SHORT PROBLEM ▸ Everything in the listing except the pictures should be written out exactly.
(begin)
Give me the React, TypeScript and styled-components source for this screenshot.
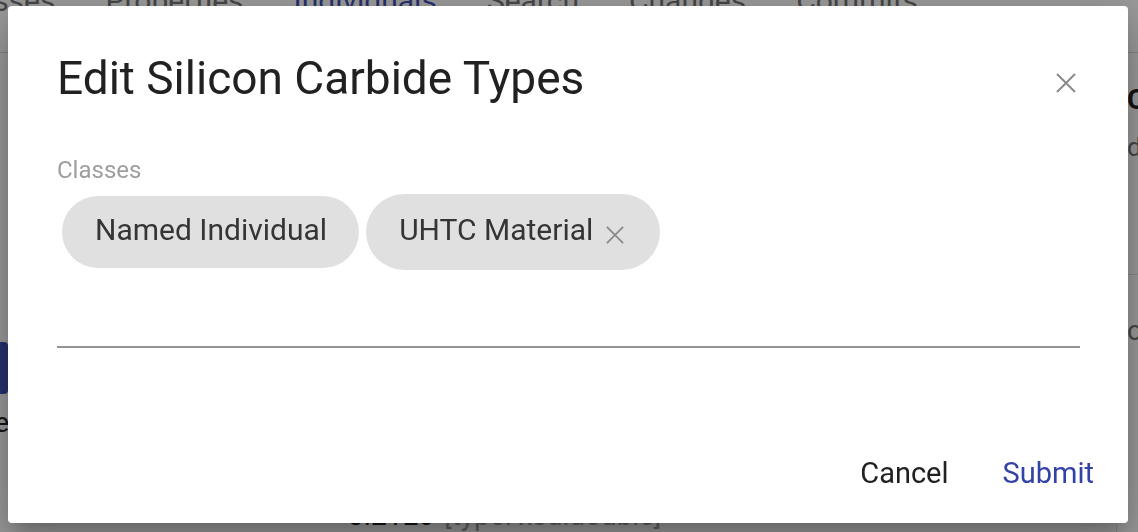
import React from "react";
import styled, { createGlobalStyle } from "styled-components";

const GlobalStyle = createGlobalStyle`
  html, body {
    margin: 0;
    padding: 0;
    height: 100%;
    overflow: hidden;
  }
  body {
    font-family: Roboto, "Noto Sans", "Liberation Sans", sans-serif;
    background: #ffffff;
  }
  #root {
    height: 100%;
  }
`;

/* page behind the dialog */

const Page = styled.div`
  height: 532px;
  overflow: hidden;
  display: flex;
  flex-direction: column;
`;

const TabBar = styled.nav`
  flex-shrink: 0;
  display: flex;
  align-items: flex-start;
  height: 68px;
  margin-top: -16px;
  margin-left: -75px;
  border-bottom: 1px solid #d8d8d8;
`;

const Tab = styled.div<{ $active?: boolean }>`
  padding: 0 25px;
  font-size: 30px;
  line-height: 34px;
  white-space: nowrap;
  color: ${(p) => (p.$active ? "#3f51b5" : "#757575")};
`;

const Main = styled.div`
  flex: 1;
  display: grid;
  grid-template-columns: 1116px 1fr;
`;

const LeftPanel = styled.section`
  display: flex;
  flex-direction: column;
  align-items: flex-start;
`;

const ActionButton = styled.div`
  margin-top: 289px;
  margin-left: -100px;
  width: 108px;
  height: 52px;
  background: #3f51b5;
  border-radius: 4px;
`;

const FieldName = styled.div`
  margin-top: 13px;
  margin-left: -51px;
  width: 60px;
  text-align: right;
  font-size: 28px;
  line-height: 32px;
  color: #212121;
`;

const ValueRow = styled.div`
  margin-top: 61px;
  margin-left: 348px;
  display: flex;
  gap: 10px;
  font-size: 28px;
  line-height: 32px;
  white-space: nowrap;
`;

const ValueText = styled.span<{ $muted?: boolean }>`
  color: ${(p) => (p.$muted ? "#9e9e9e" : "#212121")};
`;

const RightPanel = styled.aside`
  border-left: 1px solid #e0e0e0;
  padding-left: 10px;
  display: flex;
  flex-direction: column;
  white-space: nowrap;
`;

const PanelHeading = styled.div`
  margin-top: 31px;
  font-size: 28px;
  font-weight: 700;
  line-height: 32px;
  color: #212121;
`;

const PanelSub = styled.div`
  margin-top: 16px;
  font-size: 26px;
  line-height: 30px;
  color: #757575;
`;

const PanelDivider = styled.div`
  margin-top: 112px;
  margin-left: -10px;
  border-top: 1px solid #e0e0e0;
`;

const PanelItem = styled.div`
  margin-top: 40px;
  font-size: 28px;
  line-height: 32px;
  color: #757575;
`;

/* dialog */

const Backdrop = styled.div`
  position: fixed;
  inset: 0;
  background: rgba(0, 0, 0, 0.4);
  display: flex;
  align-items: flex-start;
  justify-content: flex-start;
  padding: 6px 0 0 8px;
`;

const Dialog = styled.div`
  width: 1120px;
  height: 517px;
  background: #ffffff;
  border-radius: 4px;
  display: flex;
  flex-direction: column;
  box-shadow: 0 11px 15px -7px rgba(0, 0, 0, 0.2),
    0 24px 38px 3px rgba(0, 0, 0, 0.14), 0 9px 46px 8px rgba(0, 0, 0, 0.12);
`;

const Header = styled.div`
  display: flex;
  justify-content: space-between;
  align-items: flex-start;
  padding: 45px 52px 0 49px;
`;

const Title = styled.h2`
  margin: 0;
  font-size: 46px;
  font-weight: 400;
  line-height: 54px;
  color: #212121;
`;

const CloseButton = styled.button`
  margin-top: 22px;
  padding: 0;
  border: none;
  background: none;
  width: 20px;
  height: 20px;
  display: flex;
  cursor: pointer;
`;

const Body = styled.div`
  display: flex;
  flex-direction: column;
  padding: 0 48px 0 49px;
`;

const FieldLabel = styled.label`
  margin-top: 52px;
  font-size: 24px;
  line-height: 26px;
  color: #9e9e9e;
`;

const ChipRow = styled.div`
  margin-top: 11px;
  height: 76px;
  display: flex;
  align-items: center;
  gap: 7px;
  padding-left: 5px;
`;

const Chip = styled.div<{ $deletable?: boolean }>`
  height: ${(p) => (p.$deletable ? 76 : 72)}px;
  box-sizing: border-box;
  display: flex;
  align-items: center;
  gap: 13px;
  padding: 0 ${(p) => (p.$deletable ? 36 : 32)}px 4px 33px;
  border-radius: 38px;
  background: #e0e0e0;
  font-size: 30px;
  line-height: 36px;
  color: #353535;
  white-space: nowrap;
`;

const ChipDelete = styled.span`
  display: flex;
  margin-top: 10px;
  width: 18px;
  height: 18px;
`;

const InputLine = styled.div`
  margin-top: 76px;
  border-bottom: 2px solid #949494;
`;

const Actions = styled.div`
  margin-top: auto;
  display: flex;
  justify-content: flex-end;
  gap: 54px;
  padding: 0 34px 33px 0;
`;

const TextButton = styled.button<{ $primary?: boolean }>`
  padding: 0;
  border: none;
  background: none;
  font-family: inherit;
  font-size: 29px;
  line-height: 34px;
  color: ${(p) => (p.$primary ? "#3342a5" : "#212121")};
  cursor: pointer;
`;

const Cross = ({ size, color }: { size: number; color: string }) => (
  <svg width={size} height={size} viewBox="0 0 20 20">
    <path d="M1 1 L19 19 M19 1 L1 19" stroke={color} strokeWidth="2" fill="none" />
  </svg>
);

const tabs = ["Classes", "Properties", "Individuals", "Search", "Changes", "Commits"];

function App() {
  return (
    <>
      <GlobalStyle />
      <Page>
        <TabBar>
          {tabs.map((t) => (
            <Tab key={t} $active={t === "Individuals"}>
              {t}
            </Tab>
          ))}
        </TabBar>
        <Main>
          <LeftPanel>
            <ActionButton />
            <FieldName>Type</FieldName>
            <ValueRow>
              <ValueText>3.21E0</ValueText>
              <ValueText $muted>[type: xsd:double]</ValueText>
            </ValueRow>
          </LeftPanel>
          <RightPanel>
            <PanelHeading>Op</PanelHeading>
            <PanelSub>du</PanelSub>
            <PanelDivider />
            <PanelItem>c</PanelItem>
          </RightPanel>
        </Main>
      </Page>
      <Backdrop>
        <Dialog role="dialog">
          <Header>
            <Title>Edit Silicon Carbide Types</Title>
            <CloseButton aria-label="close">
              <Cross size={20} color="#8a8a8a" />
            </CloseButton>
          </Header>
          <Body>
            <FieldLabel>Classes</FieldLabel>
            <ChipRow>
              <Chip>Named Individual</Chip>
              <Chip $deletable>
                UHTC Material
                <ChipDelete>
                  <Cross size={18} color="#8a8a8a" />
                </ChipDelete>
              </Chip>
            </ChipRow>
            <InputLine />
          </Body>
          <Actions>
            <TextButton>Cancel</TextButton>
            <TextButton $primary>Submit</TextButton>
          </Actions>
        </Dialog>
      </Backdrop>
    </>
  );
}

export default App;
(end)
TASK RESULT ▸
Give me the React, TypeScript and styled-components source for this screenshot.
import React from "react";
import styled, { createGlobalStyle } from "styled-components";

const GlobalStyle = createGlobalStyle`
  html, body {
    margin: 0;
    padding: 0;
    height: 100%;
    overflow: hidden;
  }
  body {
    font-family: Roboto, "Noto Sans", "Liberation Sans", sans-serif;
    background: #ffffff;
  }
  #root {
    height: 100%;
  }
`;

/* page behind the dialog */

const Page = styled.div`
  height: 532px;
  overflow: hidden;
  display: flex;
  flex-direction: column;
`;

const TabBar = styled.nav`
  flex-shrink: 0;
  display: flex;
  align-items: flex-start;
  height: 68px;
  margin-top: -16px;
  margin-left: -75px;
  border-bottom: 1px solid #d8d8d8;
`;

const Tab = styled.div<{ $active?: boolean }>`
  padding: 0 25px;
  font-size: 30px;
  line-height: 34px;
  white-space: nowrap;
  color: ${(p) => (p.$active ? "#3f51b5" : "#757575")};
`;

const Main = styled.div`
  flex: 1;
  display: grid;
  grid-template-columns: 1116px 1fr;
`;

const LeftPanel = styled.section`
  display: flex;
  flex-direction: column;
  align-items: flex-start;
`;

const ActionButton = styled.div`
  margin-top: 289px;
  margin-left: -100px;
  width: 108px;
  height: 52px;
  background: #3f51b5;
  border-radius: 4px;
`;

const FieldName = styled.div`
  margin-top: 13px;
  margin-left: -51px;
  width: 60px;
  text-align: right;
  font-size: 28px;
  line-height: 32px;
  color: #212121;
`;

const ValueRow = styled.div`
  margin-top: 61px;
  margin-left: 348px;
  display: flex;
  gap: 10px;
  font-size: 28px;
  line-height: 32px;
  white-space: nowrap;
`;

const ValueText = styled.span<{ $muted?: boolean }>`
  color: ${(p) => (p.$muted ? "#9e9e9e" : "#212121")};
`;

const RightPanel = styled.aside`
  border-left: 1px solid #e0e0e0;
  padding-left: 10px;
  display: flex;
  flex-direction: column;
  white-space: nowrap;
`;

const PanelHeading = styled.div`
  margin-top: 31px;
  font-size: 28px;
  font-weight: 700;
  line-height: 32px;
  color: #212121;
`;

const PanelSub = styled.div`
  margin-top: 16px;
  font-size: 26px;
  line-height: 30px;
  color: #757575;
`;

const PanelDivider = styled.div`
  margin-top: 112px;
  margin-left: -10px;
  border-top: 1px solid #e0e0e0;
`;

const PanelItem = styled.div`
  margin-top: 40px;
  font-size: 28px;
  line-height: 32px;
  color: #757575;
`;

/* dialog */

const Backdrop = styled.div`
  position: fixed;
  inset: 0;
  background: rgba(0, 0, 0, 0.4);
  display: flex;
  align-items: flex-start;
  justify-content: flex-start;
  padding: 6px 0 0 8px;
`;

const Dialog = styled.div`
  width: 1120px;
  height: 517px;
  background: #ffffff;
  border-radius: 4px;
  display: flex;
  flex-direction: column;
  box-shadow: 0 11px 15px -7px rgba(0, 0, 0, 0.2),
    0 24px 38px 3px rgba(0, 0, 0, 0.14), 0 9px 46px 8px rgba(0, 0, 0, 0.12);
`;

const Header = styled.div`
  display: flex;
  justify-content: space-between;
  align-items: flex-start;
  padding: 45px 52px 0 49px;
`;

const Title = styled.h2`
  margin: 0;
  font-size: 46px;
  font-weight: 400;
  line-height: 54px;
  color: #212121;
`;

const CloseButton = styled.button`
  margin-top: 22px;
  padding: 0;
  border: none;
  background: none;
  width: 20px;
  height: 20px;
  display: flex;
  cursor: pointer;
`;

const Body = styled.div`
  display: flex;
  flex-direction: column;
  padding: 0 48px 0 49px;
`;

const FieldLabel = styled.label`
  margin-top: 52px;
  font-size: 24px;
  line-height: 26px;
  color: #9e9e9e;
`;

const ChipRow = styled.div`
  margin-top: 11px;
  height: 76px;
  display: flex;
  align-items: center;
  gap: 7px;
  padding-left: 5px;
`;

const Chip = styled.div<{ $deletable?: boolean }>`
  height: ${(p) => (p.$deletable ? 76 : 72)}px;
  box-sizing: border-box;
  display: flex;
  align-items: center;
  gap: 13px;
  padding: 0 ${(p) => (p.$deletable ? 36 : 32)}px 4px 33px;
  border-radius: 38px;
  background: #e0e0e0;
  font-size: 30px;
  line-height: 36px;
  color: #353535;
  white-space: nowrap;
`;

const ChipDelete = styled.span`
  display: flex;
  margin-top: 10px;
  width: 18px;
  height: 18px;
`;

const InputLine = styled.div`
  margin-top: 76px;
  border-bottom: 2px solid #949494;
`;

const Actions = styled.div`
  margin-top: auto;
  display: flex;
  justify-content: flex-end;
  gap: 54px;
  padding: 0 34px 33px 0;
`;

const TextButton = styled.button<{ $primary?: boolean }>`
  padding: 0;
  border: none;
  background: none;
  font-family: inherit;
  font-size: 29px;
  line-height: 34px;
  color: ${(p) => (p.$primary ? "#3342a5" : "#212121")};
  cursor: pointer;
`;

const Cross = ({ size, color }: { size: number; color: string }) => (
  <svg width={size} height={size} viewBox="0 0 20 20">
    <path d="M1 1 L19 19 M19 1 L1 19" stroke={color} strokeWidth="2" fill="none" />
  </svg>
);

const tabs = ["Classes", "Properties", "Individuals", "Search", "Changes", "Commits"];

function App() {
  return (
    <>
      <GlobalStyle />
      <Page>
        <TabBar>
          {tabs.map((t) => (
            <Tab key={t} $active={t === "Individuals"}>
              {t}
            </Tab>
          ))}
        </TabBar>
        <Main>
          <LeftPanel>
            <ActionButton />
            <FieldName>Type</FieldName>
            <ValueRow>
              <ValueText>3.21E0</ValueText>
              <ValueText $muted>[type: xsd:double]</ValueText>
            </ValueRow>
          </LeftPanel>
          <RightPanel>
            <PanelHeading>Op</PanelHeading>
            <PanelSub>du</PanelSub>
            <PanelDivider />
            <PanelItem>c</PanelItem>
          </RightPanel>
        </Main>
      </Page>
      <Backdrop>
        <Dialog role="dialog">
          <Header>
            <Title>Edit Silicon Carbide Types</Title>
            <CloseButton aria-label="close">
              <Cross size={20} color="#8a8a8a" />
            </CloseButton>
          </Header>
          <Body>
            <FieldLabel>Classes</FieldLabel>
            <ChipRow>
              <Chip>Named Individual</Chip>
              <Chip $deletable>
                UHTC Material
                <ChipDelete>
                  <Cross size={18} color="#8a8a8a" />
                </ChipDelete>
              </Chip>
            </ChipRow>
            <InputLine />
          </Body>
          <Actions>
            <TextButton>Cancel</TextButton>
            <TextButton $primary>Submit</TextButton>
          </Actions>
        </Dialog>
      </Backdrop>
    </>
  );
}

export default App;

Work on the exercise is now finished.